Still, critical questions remain: Which sources contributed most heavily to reionization? What was the exact timeline and topology of ionized regions? How did reionization feedback affect subsequent galaxy formation? Ongoing and future surveys promise to refine our understanding, potentially revealing the interplay of astrophysics and cosmology that orchestrated one of the most dramatic transformations of the early universe.
References & Further Reading
- Gunn, J. E., & Peterson, B. A. (1965). “On the Density of Neutral Hydrogen in Intergalactic Space.” The Astrophysical Journal, 142, 1633–1641.
- Planck Collaboration. (2016). “Planck 2016 Intermediate Results. XLVII. Planck Constraints on Reionization History.” Astronomy & Astrophysics, 596, A108.
- Furlanetto, S. R., Oh, S. P., & Briggs, F. H. (2006). “Cosmology at Low Frequencies: The 21 cm Transition and the High-Redshift Universe.” Physics Reports, 433, 181–301.

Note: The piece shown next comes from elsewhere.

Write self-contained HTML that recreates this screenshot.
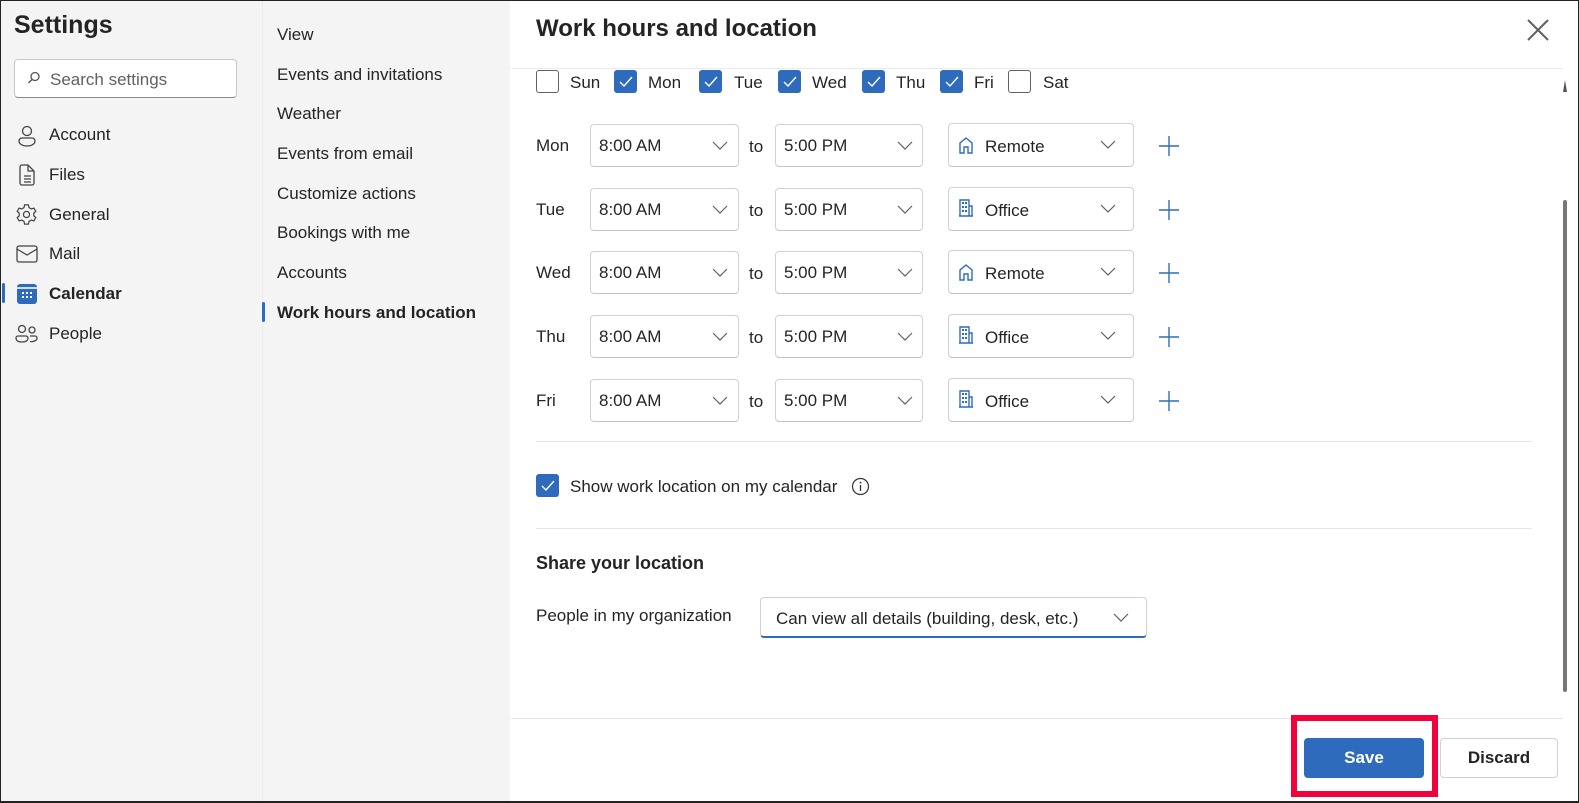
<!DOCTYPE html>
<html><head><meta charset="utf-8"><style>
*{box-sizing:border-box;margin:0;padding:0}
body{width:1579px;height:803px;overflow:hidden;font-family:"Liberation Sans",sans-serif;color:#242424;background:#fff;position:relative}
.frame{position:absolute;left:0;top:0;width:1579px;height:803px;border:1px solid #222;border-bottom:2px solid #222;pointer-events:none}
.left{position:absolute;left:1px;top:1px;width:261px;height:801px;background:#f4f4f4}
.mid{position:absolute;left:262px;top:1px;width:248px;height:801px;background:#f4f4f4;border-left:1px solid #ebebeb}
.abs{position:absolute;white-space:nowrap}
.t17{font-size:17px}
.box{position:absolute;border:1px solid #d1d1d1;border-bottom-color:#c4c4c4;border-radius:4px;background:#fff;font-size:17px}
.cb{position:absolute;width:23px;height:23px;border-radius:3px}
.on{background:#2f6bbd}
.off{border:1px solid #616161;background:#fff}
.chev{position:absolute}
</style></head><body>
<div class="left"></div>
<div class="mid"></div>
<div class="abs" style="left:14px;top:11px;font-size:25px;font-weight:600">Settings</div>
<div class="box" style="left:14px;top:59px;width:223px;height:39px;border-color:#c8c8c8;border-bottom-color:#8a8a8a"></div>
<svg class="abs" style="left:27px;top:71px" width="14" height="14" viewBox="0 0 14 14"><circle cx="8" cy="5.5" r="4" fill="none" stroke="#555" stroke-width="1.3"/><path d="M5 8.5L1.5 12" stroke="#555" stroke-width="1.4"/></svg>
<div class="abs t17" style="left:50px;top:70px;color:#616161">Search settings</div>

<svg class="abs" style="left:16px;top:125px" width="22" height="22" viewBox="0 0 22 22" fill="none" stroke="#444" stroke-width="1.3"><circle cx="11" cy="6" r="4.5"/><path d="M3 16a3 3 0 0 1 3-3h10a3 3 0 0 1 3 3c0 3-3.5 5-8 5s-8-2-8-5z"/></svg>
<div class="abs t17" style="left:49px;top:125px">Account</div>
<svg class="abs" style="left:17px;top:164px" width="20" height="22" viewBox="0 0 20 22" fill="none" stroke="#444" stroke-width="1.3"><path d="M3 3a2 2 0 0 1 2-2h6l6 6v12a2 2 0 0 1-2 2H5a2 2 0 0 1-2-2z"/><path d="M11 1v6h6M7 12h7M7 15h7M7 18h7"/></svg>
<div class="abs t17" style="left:49px;top:165px">Files</div>
<svg class="abs" style="left:15px;top:203px" width="23" height="23" viewBox="0 0 24 24" fill="none" stroke="#444" stroke-width="1.3"><circle cx="12" cy="12" r="3.2"/><path d="M10 2h4l.6 2.8 2.4 1.4 2.7-.9 2 3.4-2.1 1.9v2.8l2.1 1.9-2 3.4-2.7-.9-2.4 1.4L14 22h-4l-.6-2.8-2.4-1.4-2.7.9-2-3.4 2.1-1.9v-2.8L2.3 8.7l2-3.4 2.7.9 2.4-1.4z"/></svg>
<div class="abs t17" style="left:49px;top:205px">General</div>
<svg class="abs" style="left:16px;top:245px" width="22" height="18" viewBox="0 0 22 18" fill="none" stroke="#444" stroke-width="1.3"><rect x="1" y="1" width="20" height="16" rx="2"/><path d="M1 4l10 6 10-6"/></svg>
<div class="abs t17" style="left:49px;top:244px">Mail</div>
<div class="abs" style="left:2px;top:283px;width:3px;height:20px;background:#2f6bbd;border-radius:2px"></div>
<svg class="abs" style="left:17px;top:284px" width="20" height="20" viewBox="0 0 20 20"><rect x="0" y="0" width="20" height="20" rx="3" fill="#2f6bbd"/><rect x="0" y="3" width="20" height="2" fill="#cfe0f5"/><g fill="#fff"><rect x="5" y="8" width="2" height="2"/><rect x="9" y="8" width="2" height="2"/><rect x="13" y="8" width="2" height="2"/><rect x="5" y="12" width="2" height="2"/><rect x="9" y="12" width="2" height="2"/><rect x="13" y="12" width="2" height="2"/></g></svg>
<div class="abs t17" style="left:49px;top:284px;font-weight:700">Calendar</div>
<svg class="abs" style="left:15px;top:324px" width="24" height="20" viewBox="0 0 24 20" fill="none" stroke="#444" stroke-width="1.3"><circle cx="7" cy="5" r="3.5"/><circle cx="17" cy="6" r="3"/><path d="M1 14a2 2 0 0 1 2-2h8a2 2 0 0 1 2 2c0 3-3 4-6 4s-6-1-6-4zM15 17.5c4 .5 7-1 7-3.5a2 2 0 0 0-2-2h-5"/></svg>
<div class="abs t17" style="left:49px;top:324px">People</div>

<div class="abs t17" style="left:277px;top:25px">View</div>
<div class="abs t17" style="left:277px;top:65px">Events and invitations</div>
<div class="abs t17" style="left:277px;top:104px">Weather</div>
<div class="abs t17" style="left:277px;top:144px">Events from email</div>
<div class="abs t17" style="left:277px;top:184px">Customize actions</div>
<div class="abs t17" style="left:277px;top:223px">Bookings with me</div>
<div class="abs t17" style="left:277px;top:263px">Accounts</div>
<div class="abs" style="left:262px;top:302px;width:3px;height:20px;background:#2f6bbd;border-radius:2px"></div>
<div class="abs t17" style="left:277px;top:303px;font-weight:600">Work hours and location</div>

<div class="abs" style="left:536px;top:15px;font-size:24px;font-weight:600">Work hours and location</div>
<svg class="abs" style="left:1527px;top:19px" width="22" height="22" viewBox="0 0 22 22" stroke="#616161" stroke-width="2"><path d="M1 1l20 20M21 1L1 21"/></svg>
<div class="abs" style="left:511px;top:68px;width:1052px;height:1px;background:#ebebeb"></div>
<div class="abs" style="left:1563px;top:80px;width:4px;height:12px;background:#555;clip-path:polygon(50% 0,100% 100%,0 100%)"></div>
<div class="abs" style="left:1563px;top:200px;width:4px;height:492px;background:#777;border-radius:2px"></div>

<div class="cb off" style="left:536px;top:70px"></div><div class="abs t17" style="left:570px;top:73px">Sun</div>
<div class="cb on" style="left:614px;top:70px"></div><div class="abs t17" style="left:648px;top:73px">Mon</div>
<div class="cb on" style="left:699px;top:70px"></div><div class="abs t17" style="left:734px;top:73px">Tue</div>
<div class="cb on" style="left:778px;top:70px"></div><div class="abs t17" style="left:812px;top:73px">Wed</div>
<div class="cb on" style="left:862px;top:70px"></div><div class="abs t17" style="left:896px;top:73px">Thu</div>
<div class="cb on" style="left:940px;top:70px"></div><div class="abs t17" style="left:974px;top:73px">Fri</div>
<div class="cb off" style="left:1008px;top:70px"></div><div class="abs t17" style="left:1043px;top:73px">Sat</div>
<svg width="0" height="0" style="position:absolute"><defs>
<symbol id="ck" viewBox="0 0 23 23"><path d="M6 12l4 4 8-9" fill="none" stroke="#fff" stroke-width="1.4"/></symbol>
<symbol id="cv" viewBox="0 0 16 10"><path d="M1 1l7 7 7-7" fill="none" stroke="#616161" stroke-width="1.2"/></symbol>
<symbol id="home" viewBox="0 0 16 18"><path d="M2 17V7l6-5 6 5v10h-4v-6H6v6z" fill="none" stroke="#2f6bbd" stroke-width="1.4"/></symbol>
<symbol id="bld" viewBox="0 0 16 18"><path d="M2 17V1h9v16M11 7h3v10M1 17h14" fill="none" stroke="#2f6bbd" stroke-width="1.4"/><g fill="#2f6bbd"><rect x="4" y="3" width="2" height="2"/><rect x="7" y="3" width="2" height="2"/><rect x="4" y="7" width="2" height="2"/><rect x="7" y="7" width="2" height="2"/><rect x="4" y="11" width="2" height="2"/><rect x="7" y="11" width="2" height="2"/></g></symbol>
<symbol id="pl" viewBox="0 0 22 22"><path d="M11 1v20M1 11h20" stroke="#2f6bbd" stroke-width="1.4"/></symbol>
</defs></svg>
<svg class="abs" style="left:614px;top:70px" width="23" height="23"><use href="#ck"/></svg>
<svg class="abs" style="left:699px;top:70px" width="23" height="23"><use href="#ck"/></svg>
<svg class="abs" style="left:778px;top:70px" width="23" height="23"><use href="#ck"/></svg>
<svg class="abs" style="left:862px;top:70px" width="23" height="23"><use href="#ck"/></svg>
<svg class="abs" style="left:940px;top:70px" width="23" height="23"><use href="#ck"/></svg>

<div id="rows"></div>
<!-- rows -->
<div class="abs t17" style="left:536px;top:136px">Mon</div>
<div class="box" style="left:590px;top:124px;width:149px;height:43px"><span class="abs" style="left:8px;top:11px">8:00 AM</span><svg class="chev" style="left:121px;top:16px" width="16" height="10"><use href="#cv"/></svg></div>
<div class="abs t17" style="left:749px;top:137px">to</div>
<div class="box" style="left:775px;top:124px;width:148px;height:43px"><span class="abs" style="left:8px;top:11px">5:00 PM</span><svg class="chev" style="left:121px;top:16px" width="16" height="10"><use href="#cv"/></svg></div>
<div class="box" style="left:948px;top:123px;width:186px;height:44px"><svg class="abs" style="left:9px;top:12px" width="16" height="18"><use href="#home"/></svg><span class="abs" style="left:36px;top:13px">Remote</span><svg class="chev" style="left:151px;top:16px" width="16" height="10"><use href="#cv"/></svg></div>
<svg class="abs" style="left:1158px;top:135px" width="22" height="22"><use href="#pl"/></svg>

<div class="abs t17" style="left:536px;top:200px">Tue</div>
<div class="box" style="left:590px;top:188px;width:149px;height:43px"><span class="abs" style="left:8px;top:11px">8:00 AM</span><svg class="chev" style="left:121px;top:16px" width="16" height="10"><use href="#cv"/></svg></div>
<div class="abs t17" style="left:749px;top:201px">to</div>
<div class="box" style="left:775px;top:188px;width:148px;height:43px"><span class="abs" style="left:8px;top:11px">5:00 PM</span><svg class="chev" style="left:121px;top:16px" width="16" height="10"><use href="#cv"/></svg></div>
<div class="box" style="left:948px;top:187px;width:186px;height:44px"><svg class="abs" style="left:9px;top:11px" width="16" height="18"><use href="#bld"/></svg><span class="abs" style="left:36px;top:13px">Office</span><svg class="chev" style="left:151px;top:16px" width="16" height="10"><use href="#cv"/></svg></div>
<svg class="abs" style="left:1158px;top:199px" width="22" height="22"><use href="#pl"/></svg>

<div class="abs t17" style="left:536px;top:263px">Wed</div>
<div class="box" style="left:590px;top:251px;width:149px;height:43px"><span class="abs" style="left:8px;top:11px">8:00 AM</span><svg class="chev" style="left:121px;top:16px" width="16" height="10"><use href="#cv"/></svg></div>
<div class="abs t17" style="left:749px;top:264px">to</div>
<div class="box" style="left:775px;top:251px;width:148px;height:43px"><span class="abs" style="left:8px;top:11px">5:00 PM</span><svg class="chev" style="left:121px;top:16px" width="16" height="10"><use href="#cv"/></svg></div>
<div class="box" style="left:948px;top:250px;width:186px;height:44px"><svg class="abs" style="left:9px;top:12px" width="16" height="18"><use href="#home"/></svg><span class="abs" style="left:36px;top:13px">Remote</span><svg class="chev" style="left:151px;top:16px" width="16" height="10"><use href="#cv"/></svg></div>
<svg class="abs" style="left:1158px;top:262px" width="22" height="22"><use href="#pl"/></svg>

<div class="abs t17" style="left:536px;top:327px">Thu</div>
<div class="box" style="left:590px;top:315px;width:149px;height:43px"><span class="abs" style="left:8px;top:11px">8:00 AM</span><svg class="chev" style="left:121px;top:16px" width="16" height="10"><use href="#cv"/></svg></div>
<div class="abs t17" style="left:749px;top:328px">to</div>
<div class="box" style="left:775px;top:315px;width:148px;height:43px"><span class="abs" style="left:8px;top:11px">5:00 PM</span><svg class="chev" style="left:121px;top:16px" width="16" height="10"><use href="#cv"/></svg></div>
<div class="box" style="left:948px;top:314px;width:186px;height:44px"><svg class="abs" style="left:9px;top:11px" width="16" height="18"><use href="#bld"/></svg><span class="abs" style="left:36px;top:13px">Office</span><svg class="chev" style="left:151px;top:16px" width="16" height="10"><use href="#cv"/></svg></div>
<svg class="abs" style="left:1158px;top:326px" width="22" height="22"><use href="#pl"/></svg>

<div class="abs t17" style="left:536px;top:391px">Fri</div>
<div class="box" style="left:590px;top:379px;width:149px;height:43px"><span class="abs" style="left:8px;top:11px">8:00 AM</span><svg class="chev" style="left:121px;top:16px" width="16" height="10"><use href="#cv"/></svg></div>
<div class="abs t17" style="left:749px;top:392px">to</div>
<div class="box" style="left:775px;top:379px;width:148px;height:43px"><span class="abs" style="left:8px;top:11px">5:00 PM</span><svg class="chev" style="left:121px;top:16px" width="16" height="10"><use href="#cv"/></svg></div>
<div class="box" style="left:948px;top:378px;width:186px;height:44px"><svg class="abs" style="left:9px;top:11px" width="16" height="18"><use href="#bld"/></svg><span class="abs" style="left:36px;top:13px">Office</span><svg class="chev" style="left:151px;top:16px" width="16" height="10"><use href="#cv"/></svg></div>
<svg class="abs" style="left:1158px;top:390px" width="22" height="22"><use href="#pl"/></svg>

<div class="abs" style="left:536px;top:441px;width:996px;height:1px;background:#e6e6e6"></div>
<div class="cb on" style="left:536px;top:474px"></div>
<svg class="abs" style="left:536px;top:474px" width="23" height="23"><use href="#ck"/></svg>
<div class="abs t17" style="left:570px;top:477px">Show work location on my calendar</div>
<svg class="abs" style="left:851px;top:477px" width="19" height="19" viewBox="0 0 19 19"><circle cx="9.5" cy="9.5" r="8" fill="none" stroke="#333" stroke-width="1.2"/><path d="M9.5 8v6" stroke="#333" stroke-width="1.3"/><circle cx="9.5" cy="5.6" r="0.9" fill="#333"/></svg>
<div class="abs" style="left:536px;top:528px;width:996px;height:1px;background:#e6e6e6"></div>
<div class="abs" style="left:536px;top:553px;font-size:18px;font-weight:600">Share your location</div>
<div class="abs t17" style="left:536px;top:606px">People in my organization</div>
<div class="box" style="left:760px;top:597px;width:387px;height:41px;border-bottom:2px solid #2f6bbd"><span class="abs" style="left:15px;top:11px">Can view all details (building, desk, etc.)</span><svg class="chev" style="left:352px;top:15px" width="16" height="10"><use href="#cv"/></svg></div>

<div class="abs" style="left:511px;top:718px;width:1052px;height:1px;background:#e6e6e6"></div>
<div class="abs" style="left:1291px;top:715px;width:147px;height:82px;border:6px solid #f0033a"></div>
<div class="abs" style="left:1304px;top:738px;width:120px;height:40px;background:#2f6bbd;border-radius:4px;color:#fff;font-weight:700;font-size:17px;text-align:center;line-height:40px">Save</div>
<div class="abs" style="left:1440px;top:738px;width:118px;height:40px;border:1px solid #d1d1d1;border-radius:4px;font-weight:700;font-size:17px;text-align:center;line-height:38px">Discard</div>
<div class="frame"></div>
</body></html>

- Barkana, R., & Loeb, A. (2001). “In the Beginning: The First Sources of Light and the Reionization of the Universe.” Physics Reports, 349, 125–238.
- Fan, X., Carilli, C. L., & Keating, B. (2006). “Observational Constraints on Cosmic Reionization.” Annual Review of Astronomy and Astrophysics, 44, 415–462.
Through these pivotal observations and theoretical frameworks, we now view reionization as the defining event that ended the Dark Ages, paving the way for the brilliant cosmic structures filling the night sky—and offering a vital window into the universe’s earliest luminous moments.